A Novel Magnetic-Coupling Non-Contact Piezoelectric Wind Energy Harvester With a Compound-Embedded Structure

Abstract

Herein, we propose a magnetic-coupling non-contact piezoelectric wind energy harvester with a compound-embedded structure to improve the power generation performance, environmental adaptability, and reliability. It is mainly composed of a cylinder, a fixed square plate, and a generator which is embedded inside a square shell and indirectly excited by the magnetic force. Unlike most existing harvesters where the performance improvement was achieved by changing cylinder geometry, this harvester realized the enhancement and suppression of the power generation performance via the interference effect of the square plate on the cylinder.
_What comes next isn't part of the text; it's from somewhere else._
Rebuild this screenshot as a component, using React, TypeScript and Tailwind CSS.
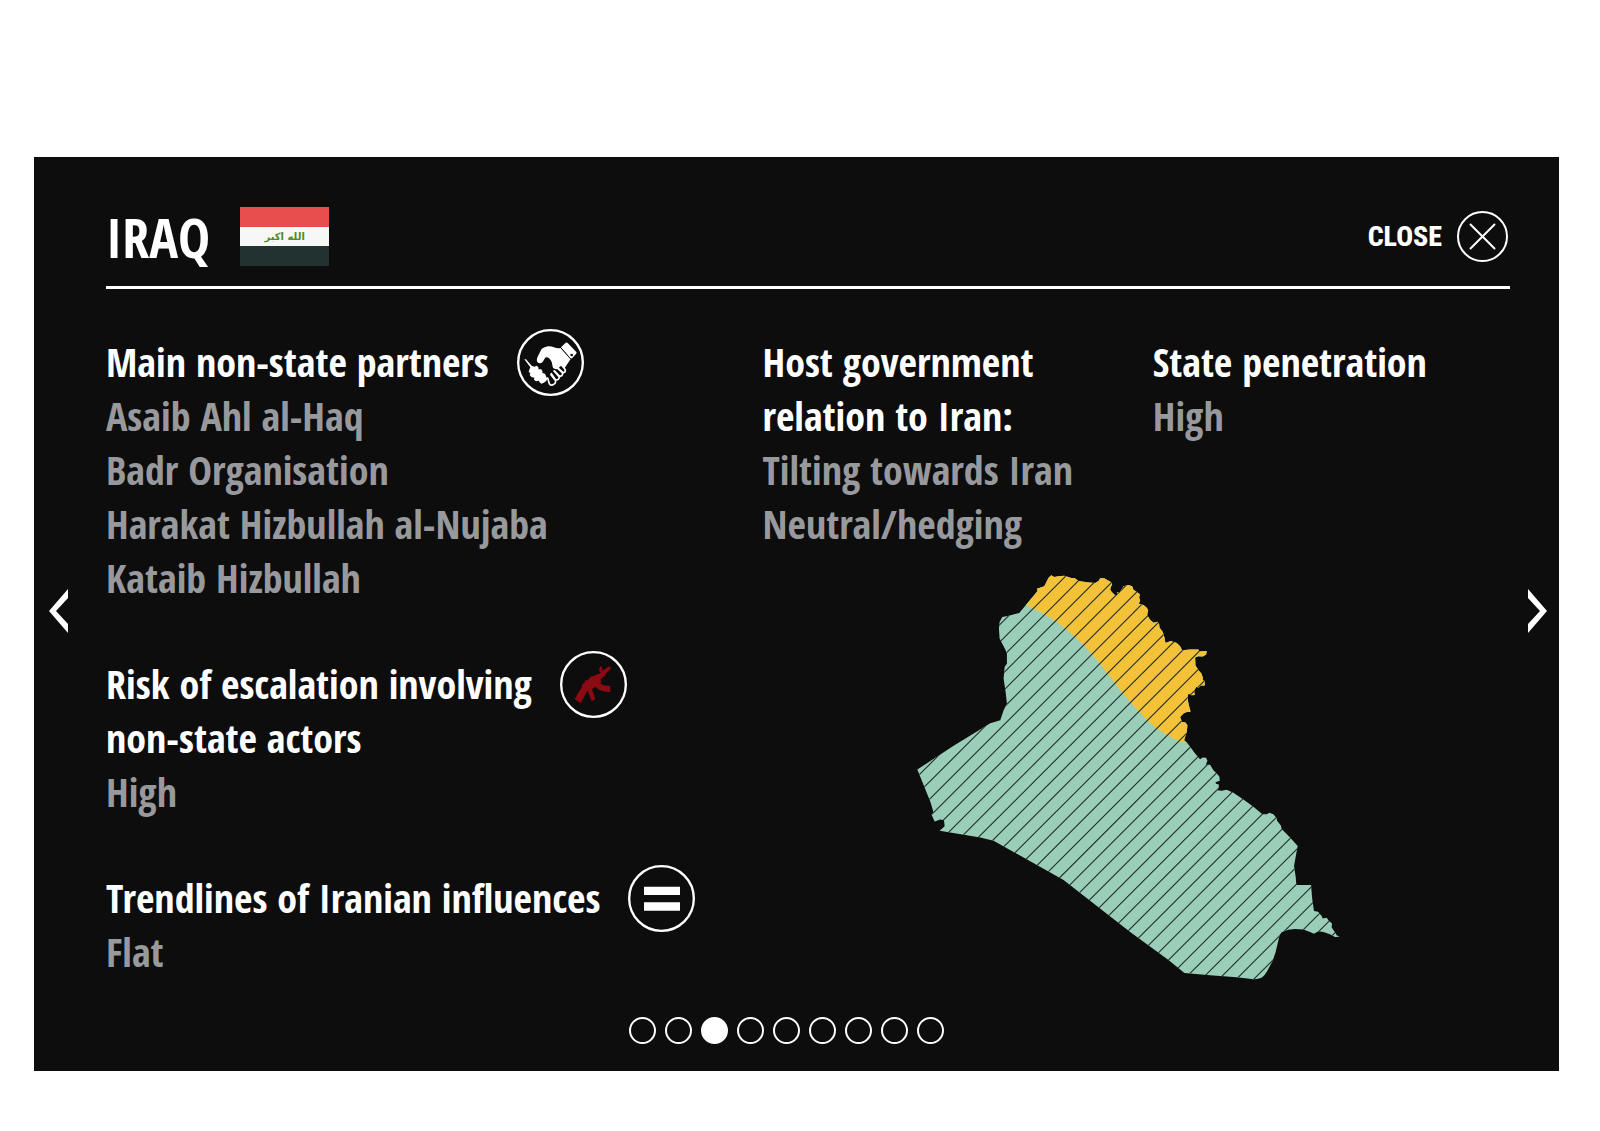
import type { ReactNode } from "react";

const HATCH_LINES = Array.from({ length: 40 }, (_, i) => 617 + 52.2 * (i - 8));

const NORTH_EAST =
  "M137 134L172 92L170 85L192 78L205 52L213 45L222 50L235 48L252 46L264 50L275 54L283 53L295 62L320 66L345 68L355 62L360 54L372 54L392 65L396 72L392 80L390 88L395 95L404 104L412 104L410 95L418 98L430 78L445 74L456 78L460 88L470 95L479 102L477 112L480 120L476 130L490 134L500 142L504 150L501 165L510 178L520 187L532 184L537 192L538 202L548 215L553 232L556 248L572 242L590 248L600 258L606 270L630 268L655 268L657 274L680 272L678 283L668 289L655 288L645 292L646 315L655 330L664 340L668 352L668 360L674 362L674 376L662 376L656 382L648 380L642 392L644 404L634 405L625 400L622 412L625 430L628 442L632 455L620 455L610 460L600 470L606 485L616 487L622 495L620 515L612 540L622 549";
const DIVIDE =
  "C585 541 555 522 530 505C495 476 470 447 450 425C425 396 403 367 383 342C367 321 350 298 333 280C316 260 300 244 282 228C264 211 245 196 225 182C200 165 168 147 137 134Z";
const SOUTH_WEST =
  "L630 560L645 580L653 590L660 597L668 592L678 593L682 602L677 614L690 614L700 630L712 642L718 650L719 662L706 666L708 671L716 673L716 682L712 690L725 692L740 689L760 698L790 718L820 740L847 762L860 762L868 758L880 762L890 774L891 782L902 795L905 807L930 832L953 858L947 890L942 918L947 950L949 975L993 975L997 1020L1002 1053L1014 1055L1025 1068L1028 1075L1040 1073L1047 1083L1056 1090L1055 1102L1064 1115L1070 1126L1079 1130L1065 1131L1050 1123L1030 1116L1015 1114L1002 1121L990 1116L970 1108L945 1107L925 1109L905 1117L899 1125L893 1150L887 1175L878 1202L862 1232Q850 1252 842 1254Q832 1258 820 1258L770 1252L690 1246L613 1239L565 1200L450 1116L250 960L40 842L0 832L-122 812L-107 798L-109 780L-120 778L-137 784L-147 762L-140 758L-150 725L-189 628L-80 557L30 489L60 480L70 450L80 430L76 395L70 355L73 320L80 310L80 280L75 268L58 235L56 205L58 185L66 170L85 166L117 158Z";

function IraqMap() {
  return (
    <svg viewBox="-190 44 1270 1216" className="h-auto w-full" role="img" aria-label="Map of Iraq by relation to Iran">
      <defs>
        <clipPath id="iraq">
          <path d={NORTH_EAST + SOUTH_WEST} />
        </clipPath>
      </defs>
      <path d={NORTH_EAST + SOUTH_WEST} fill="#9bceb8" />
      <path d={NORTH_EAST + DIVIDE} fill="#f4c238" />
      <g clipPath="url(#iraq)" stroke="#1c2b26" strokeWidth="3.2">
        {HATCH_LINES.map((c) => (
          <path key={c} d={`M${c} 0L${c - 1300} 1300`} />
        ))}
      </g>
    </svg>
  );
}

function Badge({ label, children }: { label: string; children: ReactNode }) {
  return (
    <svg viewBox="0 0 201 201" className="-mt-1.5 -mb-3 size-[67px] shrink-0" role="img" aria-label={label}>
      <circle cx="100.5" cy="100.5" r="97" fill="none" stroke="#fff" strokeWidth="7" />
      {children}
    </svg>
  );
}

function Handshake() {
  return (
    <Badge label="Handshake">
      <g fill="#fff" transform="translate(-42 -29)">
        <path d="M102 126C101 121 102 116 104 112L114 92C117 86 123 84 130 82C138 79 146 81 153 84C160 87 166 88 173 86L203 119L185 146L188 151L182 160L150 146L146 128C142 118 134 112 128 114C124 118 122 126 118 129C112 134 104 132 102 126Z" />
        <path d="M174 84L188 70Q191 68 194 71L220 98Q222 101 219 104L207 117Q204 119 201 116Z" />
        <circle cx="206" cy="107" r="4" fill="#0d0d0d" />
        <path d="M174 86L203 119" stroke="#0d0d0d" strokeWidth="3" />
        <path d="M64 120L69 120L86 139L94 142L102 139L107 146L106 150L115 150L119 157L118 161L126 163L129 171L133 178L129 186L121 191L115 193L109 188L108 184L99 186L93 181L94 175L85 173L80 167L82 162L77 157L80 148L82 144Z" />
      </g>
      <g transform="translate(-42 -29)" fill="#0d0d0d" stroke="#fff" strokeWidth="5" strokeLinecap="round" strokeLinejoin="round">
        <path d="M166 147L180 160Q187 160 187 151L176 138" />
        <path d="M155 155L170 171Q179 171 179 161L164 147" />
        <path d="M145 163L158 182Q168 183 169 173L153 155" />
        <path d="M134 176L139 193Q146 203 157 191L158 184L144 166" />
      </g>
    </Badge>
  );
}

function Rifle() {
  return (
    <Badge label="Rifle">
      <g transform="translate(-36 -36)" fill="#8c0a12">
        <path d="M80 181L90 163L102 144L102 136L110 131L111 124L119 124L130 112L141 110L148 105L156 104L172 109L157 122L161 127L152 138L137 147L129 153L117 157L110 171L98 193Z" />
        <path d="M118 152L131 148L142 180L131 187Z" />
        <path d="M143 134L155 129L160 136Q171 142 187 141L187 159Q162 160 145 146Z" />
        <path d="M154 105L160 98L183 82L190 88L172 105L173 110L163 112Z" />
        <path d="M156 100L153 92L157 82L162 84L164 97Z" />
      </g>
    </Badge>
  );
}

function Equals() {
  return (
    <Badge label="Flat trend">
      <path fill="#fff" d="M48 65h108v25h-108zM48 112h108v25h-108z" />
    </Badge>
  );
}

function Fact({ title, values, icon }: { title: string[]; values: string[]; icon?: ReactNode }) {
  return (
    <section>
      <div className="flex items-start gap-7">
        <h2 className="text-white">
          {title.map((line) => (
            <span key={line} className="block whitespace-nowrap">
              {line}
            </span>
          ))}
        </h2>
        {icon}
      </div>
      <ul>
        {values.map((value) => (
          <li key={value}>{value}</li>
        ))}
      </ul>
    </section>
  );
}

export default function App() {
  return (
    <main className="min-h-screen bg-white pt-[157px] pr-[41px] pb-[59px] pl-[34px]">
      <article className="flex items-center bg-[#0d0d0d] font-['Open_Sans_Condensed','Roboto_Condensed',sans-serif] font-bold text-white">
        <button type="button" aria-label="Previous country" className="mb-1.5 flex w-[72px] shrink-0 pl-[15px]">
          <svg viewBox="0 0 19 44" className="h-11 w-[19px]" fill="#fff">
            <path d="M19 0V9L7 22L19 35V44L0 22Z" />
          </svg>
        </button>

        <div className="min-w-0 flex-1 pt-[50px] pb-[27px]">
          <header className="flex items-center justify-between border-b-[3px] border-white pb-5">
            <div className="flex items-center gap-[30px]">
              <h1 className="text-[54px] leading-[56px]">IRAQ</h1>
              <div className="flex h-[59px] w-[89px] flex-col" role="img" aria-label="Flag of Iraq">
                <div className="flex-1 bg-[#e94e4e]" />
                <div className="flex flex-1 items-center justify-center bg-[#f6f8f8] font-['DejaVu_Sans',sans-serif] text-[10px] leading-none text-[#4f8a1c]">
                  <span dir="rtl" lang="ar">
                    الله اكبر
                  </span>
                </div>
                <div className="flex-1 bg-[#223230]" />
              </div>
            </div>
            <button
              type="button"
              className="flex items-center gap-[15px] pr-0.5 font-['Roboto_Condensed',sans-serif] text-[28px] leading-none font-extrabold"
            >
              CLOSE
              <svg viewBox="0 0 51 51" className="size-[51px]" fill="none" stroke="#fff" strokeWidth="2">
                <circle cx="25.5" cy="25.5" r="24.5" />
                <path d="M13.5 13.5L37.5 37.5M37.5 13.5L13.5 37.5" strokeLinecap="round" />
              </svg>
            </button>
          </header>

          <div className="grid grid-cols-[656fr_747fr] pt-[46px] text-[40px] leading-[54px] text-[#98999d]">
            <div className="flex min-w-0 flex-col gap-[52px]">
              <Fact
                title={["Main non-state partners"]}
                values={["Asaib Ahl al-Haq", "Badr Organisation", "Harakat Hizbullah al-Nujaba", "Kataib Hizbullah"]}
                icon={<Handshake />}
              />
              <Fact title={["Risk of escalation involving", "non-state actors"]} values={["High"]} icon={<Rifle />} />
              <Fact title={["Trendlines of Iranian influences"]} values={["Flat"]} icon={<Equals />} />
            </div>
            <div className="min-w-0">
              <div className="grid grid-cols-[390fr_357fr]">
                <Fact title={["Host government", "relation to Iran:"]} values={["Tilting towards Iran", "Neutral/hedging"]} />
                <Fact title={["State penetration"]} values={["High"]} />
              </div>
              <div className="mt-6 ml-[155px] max-w-[423px]">
                <IraqMap />
              </div>
            </div>
          </div>

          <nav aria-label="Countries" className="mt-[37px] flex justify-center gap-[9px] pr-11">
            {Array.from({ length: 9 }, (_, i) => (
              <button
                key={i}
                type="button"
                aria-label={`Country ${i + 1}`}
                aria-current={i === 2}
                className="size-[27px] rounded-full border-2 border-white aria-[current=true]:bg-white"
              />
            ))}
          </nav>
        </div>

        <button type="button" aria-label="Next country" className="mb-1.5 flex w-[49px] shrink-0 justify-end pr-3">
          <svg viewBox="0 0 19 44" className="h-11 w-[19px]" fill="#fff">
            <path d="M0 0V9L12 22L0 35V44L19 22Z" />
          </svg>
        </button>
      </article>
    </main>
  );
}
The feasibility of the structure and principle of the harvester was proved through simulations and experiments. At the distance-diameter ratio of 2 and the width-diameter ratio of 3, the corresponding Strouhal number of the cylinder varied from 0.223 to 0.113, realizing the conversion from vortex-induced vibration to galloping vibration with larger amplitude. Thus, the maximum voltage of the proposed harvester increased from 7.5 V to 14.8 V, and the corresponding excitation wind speed was reduced by 10.5 m/s. Besides, according to two evaluation indicators proposed in this paper, the performance improvements on the proposed harvester could be characterized as 201.57% and 97.33%, respectively. As a result, the proposed harvester could output a maximum power density of 2.139 mW/cm3, which was 289.62 % higher than the 0.549 mW/cm3 of the harvester with a single cylinder.